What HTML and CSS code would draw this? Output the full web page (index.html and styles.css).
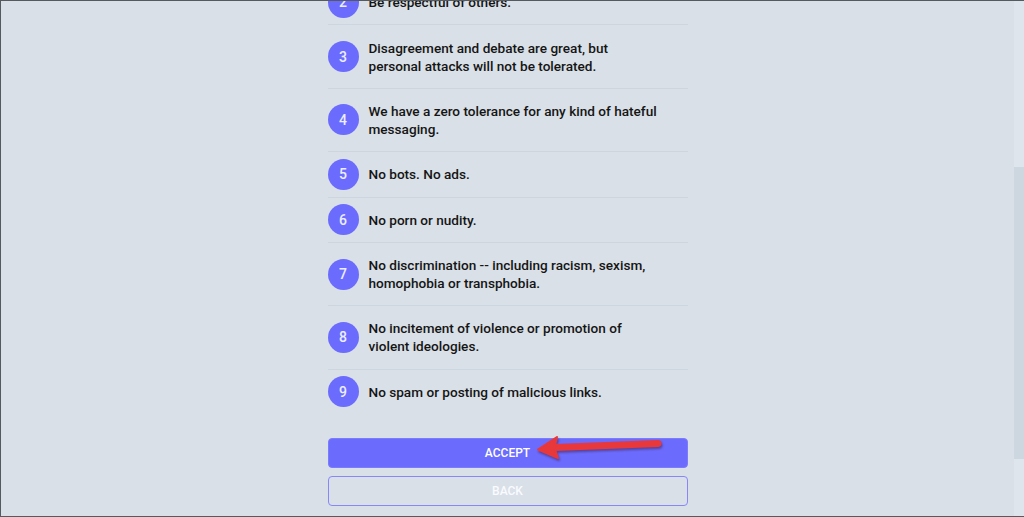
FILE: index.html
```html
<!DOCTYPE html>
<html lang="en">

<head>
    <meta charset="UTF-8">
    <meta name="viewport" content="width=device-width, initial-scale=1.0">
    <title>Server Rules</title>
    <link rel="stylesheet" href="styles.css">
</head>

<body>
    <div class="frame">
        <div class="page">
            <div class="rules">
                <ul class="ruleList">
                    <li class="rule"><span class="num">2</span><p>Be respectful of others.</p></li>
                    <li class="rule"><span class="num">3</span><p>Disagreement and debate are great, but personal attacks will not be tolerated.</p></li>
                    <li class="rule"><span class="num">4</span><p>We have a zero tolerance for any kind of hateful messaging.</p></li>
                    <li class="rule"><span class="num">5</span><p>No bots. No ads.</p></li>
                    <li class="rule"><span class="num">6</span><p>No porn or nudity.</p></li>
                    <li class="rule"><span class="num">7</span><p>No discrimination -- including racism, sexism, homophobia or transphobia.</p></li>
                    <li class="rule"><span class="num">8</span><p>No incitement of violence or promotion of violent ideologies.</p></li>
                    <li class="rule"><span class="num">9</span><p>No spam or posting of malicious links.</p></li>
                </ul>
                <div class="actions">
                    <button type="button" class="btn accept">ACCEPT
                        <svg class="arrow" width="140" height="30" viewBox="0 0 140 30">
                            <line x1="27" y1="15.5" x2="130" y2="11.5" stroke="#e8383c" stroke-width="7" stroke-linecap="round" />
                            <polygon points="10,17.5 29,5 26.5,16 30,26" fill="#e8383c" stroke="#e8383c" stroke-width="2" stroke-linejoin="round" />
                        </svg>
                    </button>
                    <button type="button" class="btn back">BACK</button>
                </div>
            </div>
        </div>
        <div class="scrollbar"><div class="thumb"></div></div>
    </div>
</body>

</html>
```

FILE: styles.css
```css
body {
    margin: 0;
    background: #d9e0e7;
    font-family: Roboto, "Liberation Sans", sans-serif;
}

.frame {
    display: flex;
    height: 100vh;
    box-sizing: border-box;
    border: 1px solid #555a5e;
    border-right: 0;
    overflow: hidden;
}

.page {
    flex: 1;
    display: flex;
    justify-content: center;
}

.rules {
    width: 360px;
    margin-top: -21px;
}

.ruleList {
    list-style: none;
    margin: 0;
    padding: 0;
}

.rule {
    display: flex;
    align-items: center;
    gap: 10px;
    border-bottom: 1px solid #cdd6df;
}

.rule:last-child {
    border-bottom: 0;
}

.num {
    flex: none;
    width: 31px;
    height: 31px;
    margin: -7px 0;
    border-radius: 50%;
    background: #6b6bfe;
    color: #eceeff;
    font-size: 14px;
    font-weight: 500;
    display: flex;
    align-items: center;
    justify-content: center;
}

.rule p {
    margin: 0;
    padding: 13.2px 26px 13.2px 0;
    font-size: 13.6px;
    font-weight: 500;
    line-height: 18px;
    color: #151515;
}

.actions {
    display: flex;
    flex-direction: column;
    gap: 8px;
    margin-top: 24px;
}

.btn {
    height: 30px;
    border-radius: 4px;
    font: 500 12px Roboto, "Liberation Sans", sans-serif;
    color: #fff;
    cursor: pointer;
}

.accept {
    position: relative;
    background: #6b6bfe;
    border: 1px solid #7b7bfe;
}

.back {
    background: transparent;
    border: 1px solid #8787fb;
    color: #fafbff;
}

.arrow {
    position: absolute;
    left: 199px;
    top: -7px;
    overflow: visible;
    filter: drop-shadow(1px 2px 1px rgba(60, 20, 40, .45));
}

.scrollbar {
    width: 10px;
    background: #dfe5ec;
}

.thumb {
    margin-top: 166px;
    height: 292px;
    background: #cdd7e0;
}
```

Stated task: Please set down each line of the data above exactly as written, without the pictures.

Exercise result:
What HTML and CSS code would draw this? Output the full web page (index.html and styles.css).
FILE: index.html
```html
<!DOCTYPE html>
<html lang="en">

<head>
    <meta charset="UTF-8">
    <meta name="viewport" content="width=device-width, initial-scale=1.0">
    <title>Server Rules</title>
    <link rel="stylesheet" href="styles.css">
</head>

<body>
    <div class="frame">
        <div class="page">
            <div class="rules">
                <ul class="ruleList">
                    <li class="rule"><span class="num">2</span><p>Be respectful of others.</p></li>
                    <li class="rule"><span class="num">3</span><p>Disagreement and debate are great, but personal attacks will not be tolerated.</p></li>
                    <li class="rule"><span class="num">4</span><p>We have a zero tolerance for any kind of hateful messaging.</p></li>
                    <li class="rule"><span class="num">5</span><p>No bots. No ads.</p></li>
                    <li class="rule"><span class="num">6</span><p>No porn or nudity.</p></li>
                    <li class="rule"><span class="num">7</span><p>No discrimination -- including racism, sexism, homophobia or transphobia.</p></li>
                    <li class="rule"><span class="num">8</span><p>No incitement of violence or promotion of violent ideologies.</p></li>
                    <li class="rule"><span class="num">9</span><p>No spam or posting of malicious links.</p></li>
                </ul>
                <div class="actions">
                    <button type="button" class="btn accept">ACCEPT
                        <svg class="arrow" width="140" height="30" viewBox="0 0 140 30">
                            <line x1="27" y1="15.5" x2="130" y2="11.5" stroke="#e8383c" stroke-width="7" stroke-linecap="round" />
                            <polygon points="10,17.5 29,5 26.5,16 30,26" fill="#e8383c" stroke="#e8383c" stroke-width="2" stroke-linejoin="round" />
                        </svg>
                    </button>
                    <button type="button" class="btn back">BACK</button>
                </div>
            </div>
        </div>
        <div class="scrollbar"><div class="thumb"></div></div>
    </div>
</body>

</html>
```

FILE: styles.css
```css
body {
    margin: 0;
    background: #d9e0e7;
    font-family: Roboto, "Liberation Sans", sans-serif;
}

.frame {
    display: flex;
    height: 100vh;
    box-sizing: border-box;
    border: 1px solid #555a5e;
    border-right: 0;
    overflow: hidden;
}

.page {
    flex: 1;
    display: flex;
    justify-content: center;
}

.rules {
    width: 360px;
    margin-top: -21px;
}

.ruleList {
    list-style: none;
    margin: 0;
    padding: 0;
}

.rule {
    display: flex;
    align-items: center;
    gap: 10px;
    border-bottom: 1px solid #cdd6df;
}

.rule:last-child {
    border-bottom: 0;
}

.num {
    flex: none;
    width: 31px;
    height: 31px;
    margin: -7px 0;
    border-radius: 50%;
    background: #6b6bfe;
    color: #eceeff;
    font-size: 14px;
    font-weight: 500;
    display: flex;
    align-items: center;
    justify-content: center;
}

.rule p {
    margin: 0;
    padding: 13.2px 26px 13.2px 0;
    font-size: 13.6px;
    font-weight: 500;
    line-height: 18px;
    color: #151515;
}

.actions {
    display: flex;
    flex-direction: column;
    gap: 8px;
    margin-top: 24px;
}

.btn {
    height: 30px;
    border-radius: 4px;
    font: 500 12px Roboto, "Liberation Sans", sans-serif;
    color: #fff;
    cursor: pointer;
}

.accept {
    position: relative;
    background: #6b6bfe;
    border: 1px solid #7b7bfe;
}

.back {
    background: transparent;
    border: 1px solid #8787fb;
    color: #fafbff;
}

.arrow {
    position: absolute;
    left: 199px;
    top: -7px;
    overflow: visible;
    filter: drop-shadow(1px 2px 1px rgba(60, 20, 40, .45));
}

.scrollbar {
    width: 10px;
    background: #dfe5ec;
}

.thumb {
    margin-top: 166px;
    height: 292px;
    background: #cdd7e0;
}
```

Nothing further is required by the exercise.